** START GIVEN MATERIAL **

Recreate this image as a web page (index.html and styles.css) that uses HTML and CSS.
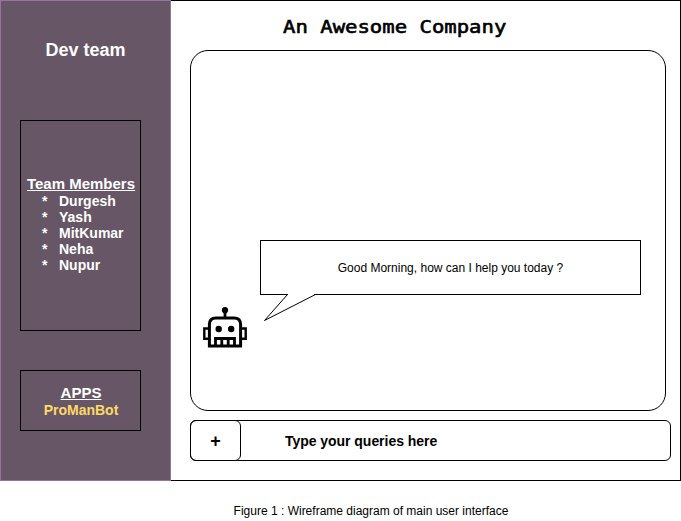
FILE: index.html
```html
<!DOCTYPE html>
<html lang="en">
<head>
<meta charset="utf-8">
<title>An Awesome Company</title>
<link rel="stylesheet" href="styles.css">
</head>
<body>
<div class="window">
  <aside class="sidebar">
    <h2 class="team-name">Dev team</h2>
    <section class="members">
      <h3 class="heading">Team Members</h3>
      <ul class="member-list">
        <li>Durgesh</li>
        <li>Yash</li>
        <li>MitKumar</li>
        <li>Neha</li>
        <li>Nupur</li>
      </ul>
    </section>
    <section class="apps">
      <h3 class="heading">APPS</h3>
      <div class="app">ProManBot</div>
    </section>
  </aside>
  <main class="main">
    <h1 class="title"><span>An Awesome Company</span></h1>
    <div class="chat">
      <svg class="robot" width="44" height="42" viewBox="0 0 44 42">
        <circle cx="22" cy="3.2" r="3.1"/>
        <path d="M22 4v7" fill="none" stroke="#000" stroke-width="2.8"/>
        <path d="M6.4 39.1V17.5Q6.4 10.9 13 10.9H31Q37.6 10.9 37.6 17.5V39.1Z" fill="none" stroke="#000" stroke-width="3"/>
        <path d="M6 21.5H1.3V31.8H6M38 21.5H42.7V31.8H38" fill="none" stroke="#000" stroke-width="2.4"/>
        <circle cx="15.7" cy="22" r="3.2"/>
        <circle cx="28.2" cy="22" r="3.2"/>
        <path d="M12.5 39V31.5H31.5V39M18.8 31V39M25.2 31V39" fill="none" stroke="#000" stroke-width="2.8"/>
      </svg>
      <div class="bubble">Good Morning, how can I help you today ?
        <svg class="tail" width="56" height="28" viewBox="0 0 56 28">
          <path d="M28 0H54V1H28Z" fill="#fff"/>
          <path d="M27.5 .5L4.5 26.5L55.5 .5" fill="none" stroke="#000"/>
        </svg>
      </div>
    </div>
    <div class="composer">
      <div class="add">+</div>
      <div class="prompt">Type your queries here</div>
    </div>
  </main>
</div>
<p class="caption">Figure 1 : Wireframe diagram of main user interface</p>
</body>
</html>
```
FILE: styles.css
```css
* { box-sizing: border-box; }
body {
  margin: 0;
  background: #fff;
  color: #000;
  font-family: "Liberation Sans", Arial, sans-serif;
}
h1, h2, h3, p, ul { margin: 0; padding: 0; }
.window { display: flex; width: 681px; height: 481px; }
.sidebar {
  width: 171px;
  padding: 0 19px;
  border: 1px solid #9673a6;
  background: #665666;
  color: #fff;
  font-weight: bold;
}
.team-name { height: 119px; padding-top: 38px; font-size: 18px; line-height: 22px; text-align: center; }
.members, .apps {
  display: flex;
  flex-direction: column;
  width: 121px;
  border: 1px solid #000;
}
.members { height: 211px; padding-top: 54px; }
.heading { padding-left: 1px; font-size: 15px; line-height: 18px; text-align: center; text-decoration: underline; white-space: nowrap; }
.member-list { list-style: none; font-size: 14px; line-height: 16px; }
.member-list li { display: flex; padding-left: 21px; }
.member-list li::before { content: "*"; width: 17px; }
.apps { height: 61px; margin-top: 39px; padding-top: 13px; }
.app { padding-left: 1px; color: #ffd966; font-size: 14px; line-height: 16px; text-align: center; }
.main {
  flex: 1;
  padding-left: 19px;
  border: 1px solid #000;
  border-left: 0;
}
.title {
  height: 49px;
  padding: 14px 0 0 93px;
  font: 18px/24px "DejaVu Sans Mono", monospace;
  -webkit-text-stroke: .6px #000;
  white-space: nowrap;
}
.title span { display: inline-block; transform: scaleX(1.145); transform-origin: left; }
.chat {
  display: flex;
  width: 476px;
  height: 361px;
  padding: 189px 0 0 12px;
  border: 1px solid #000;
  border-radius: 18px;
}
.robot { margin-top: 66.5px; }
.bubble {
  position: relative;
  width: 381px;
  height: 55px;
  margin-left: 13px;
  border: 1px solid #000;
  font-size: 12px;
  line-height: 54px;
  text-align: center;
}
.tail { position: absolute; left: -1px; top: 53px; overflow: visible; }
.composer {
  display: flex;
  width: 481px;
  height: 41px;
  margin-top: 9px;
  border: 1px solid #000;
  border-radius: 6px;
  font-weight: bold;
  line-height: 41px;
}
.add {
  width: 51px;
  height: 41px;
  margin: -1px 0 0 -1px;
  border: 1px solid #000;
  border-radius: 6px;
  font-size: 18px;
  text-align: center;
}
.prompt { margin-left: 44px; font-size: 14px; letter-spacing: -.04px; }
.caption { margin: 22px 0 0 61px; font-size: 12px; line-height: 16px; text-align: center; }
```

** END GIVEN MATERIAL **

(PROBLEM TO WORK ON): Your copy of the data should match it exactly, except that pictures are left out.

(FULL SOLUTION):
Recreate this image as a web page (index.html and styles.css) that uses HTML and CSS.
FILE: index.html
```html
<!DOCTYPE html>
<html lang="en">
<head>
<meta charset="utf-8">
<title>An Awesome Company</title>
<link rel="stylesheet" href="styles.css">
</head>
<body>
<div class="window">
  <aside class="sidebar">
    <h2 class="team-name">Dev team</h2>
    <section class="members">
      <h3 class="heading">Team Members</h3>
      <ul class="member-list">
        <li>Durgesh</li>
        <li>Yash</li>
        <li>MitKumar</li>
        <li>Neha</li>
        <li>Nupur</li>
      </ul>
    </section>
    <section class="apps">
      <h3 class="heading">APPS</h3>
      <div class="app">ProManBot</div>
    </section>
  </aside>
  <main class="main">
    <h1 class="title"><span>An Awesome Company</span></h1>
    <div class="chat">
      <svg class="robot" width="44" height="42" viewBox="0 0 44 42">
        <circle cx="22" cy="3.2" r="3.1"/>
        <path d="M22 4v7" fill="none" stroke="#000" stroke-width="2.8"/>
        <path d="M6.4 39.1V17.5Q6.4 10.9 13 10.9H31Q37.6 10.9 37.6 17.5V39.1Z" fill="none" stroke="#000" stroke-width="3"/>
        <path d="M6 21.5H1.3V31.8H6M38 21.5H42.7V31.8H38" fill="none" stroke="#000" stroke-width="2.4"/>
        <circle cx="15.7" cy="22" r="3.2"/>
        <circle cx="28.2" cy="22" r="3.2"/>
        <path d="M12.5 39V31.5H31.5V39M18.8 31V39M25.2 31V39" fill="none" stroke="#000" stroke-width="2.8"/>
      </svg>
      <div class="bubble">Good Morning, how can I help you today ?
        <svg class="tail" width="56" height="28" viewBox="0 0 56 28">
          <path d="M28 0H54V1H28Z" fill="#fff"/>
          <path d="M27.5 .5L4.5 26.5L55.5 .5" fill="none" stroke="#000"/>
        </svg>
      </div>
    </div>
    <div class="composer">
      <div class="add">+</div>
      <div class="prompt">Type your queries here</div>
    </div>
  </main>
</div>
<p class="caption">Figure 1 : Wireframe diagram of main user interface</p>
</body>
</html>
```
FILE: styles.css
```css
* { box-sizing: border-box; }
body {
  margin: 0;
  background: #fff;
  color: #000;
  font-family: "Liberation Sans", Arial, sans-serif;
}
h1, h2, h3, p, ul { margin: 0; padding: 0; }
.window { display: flex; width: 681px; height: 481px; }
.sidebar {
  width: 171px;
  padding: 0 19px;
  border: 1px solid #9673a6;
  background: #665666;
  color: #fff;
  font-weight: bold;
}
.team-name { height: 119px; padding-top: 38px; font-size: 18px; line-height: 22px; text-align: center; }
.members, .apps {
  display: flex;
  flex-direction: column;
  width: 121px;
  border: 1px solid #000;
}
.members { height: 211px; padding-top: 54px; }
.heading { padding-left: 1px; font-size: 15px; line-height: 18px; text-align: center; text-decoration: underline; white-space: nowrap; }
.member-list { list-style: none; font-size: 14px; line-height: 16px; }
.member-list li { display: flex; padding-left: 21px; }
.member-list li::before { content: "*"; width: 17px; }
.apps { height: 61px; margin-top: 39px; padding-top: 13px; }
.app { padding-left: 1px; color: #ffd966; font-size: 14px; line-height: 16px; text-align: center; }
.main {
  flex: 1;
  padding-left: 19px;
  border: 1px solid #000;
  border-left: 0;
}
.title {
  height: 49px;
  padding: 14px 0 0 93px;
  font: 18px/24px "DejaVu Sans Mono", monospace;
  -webkit-text-stroke: .6px #000;
  white-space: nowrap;
}
.title span { display: inline-block; transform: scaleX(1.145); transform-origin: left; }
.chat {
  display: flex;
  width: 476px;
  height: 361px;
  padding: 189px 0 0 12px;
  border: 1px solid #000;
  border-radius: 18px;
}
.robot { margin-top: 66.5px; }
.bubble {
  position: relative;
  width: 381px;
  height: 55px;
  margin-left: 13px;
  border: 1px solid #000;
  font-size: 12px;
  line-height: 54px;
  text-align: center;
}
.tail { position: absolute; left: -1px; top: 53px; overflow: visible; }
.composer {
  display: flex;
  width: 481px;
  height: 41px;
  margin-top: 9px;
  border: 1px solid #000;
  border-radius: 6px;
  font-weight: bold;
  line-height: 41px;
}
.add {
  width: 51px;
  height: 41px;
  margin: -1px 0 0 -1px;
  border: 1px solid #000;
  border-radius: 6px;
  font-size: 18px;
  text-align: center;
}
.prompt { margin-left: 44px; font-size: 14px; letter-spacing: -.04px; }
.caption { margin: 22px 0 0 61px; font-size: 12px; line-height: 16px; text-align: center; }
```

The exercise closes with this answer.